Sentiment analysis (SA) utilizes market sentiment in determining the value of cryptocurrencies. This is aided by the use of technology and alternative data providers to understand the public perception of a crypto asset. In SA, alternative data like social media, community feedback, and media outlets are factored in to evaluate an asset.

SA measures sentiment levels by assessing whether market participants are mostly buying or selling.

For example, a SA trader identifies 70% of sellers in an exchange are shorting ABC Coin. This is likely to result in a price correction as supply overwhelms demand significantly due to the coin being oversold. As a result, the trader buys more ABC Coins at lower prices to be resold at a higher value in the future.

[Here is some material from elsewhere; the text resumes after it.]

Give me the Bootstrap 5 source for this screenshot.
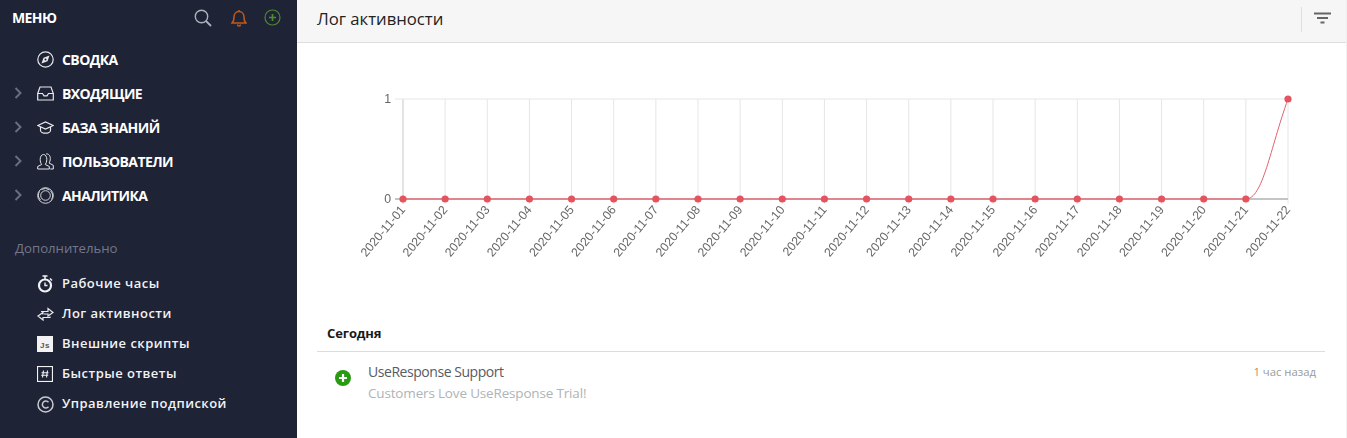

Bear in mind that SA functions best as a complement to TA and FA strategies since relying on market sentiment alone is not reliable enough to make informed decisions. Also, price movements can sometimes go in the opposite direction of SA finding implications, as in the case of Bakkt’s launch, which impacted the Bitcoin market less positively than expected.

That said, assessing market sentiment does give investors a more thorough understanding of cryptoassets that TA and FA alone cannot provide, particularly in gauging alternative data like community sentiment. This enables investors to make smarter decisions regardless of the trading strategy they’re using.

Whatever types of analysis you use as a crypto trader, a challenge with analyzing markets is that information can be manipulated to benefit certain parties. Rating sites, for instance, may deliver biased opinions to benefit advertisers and sponsors, which makes it impossible for investors to accurately gauge the potential of a project.

This makes trading analysis difficult since traders have to spend valuable resources to ensure that their data is genuine and unbiased. In a market where cryptoasset prices change every second, traders cannot afford to waste time in verifying the authenticity of data.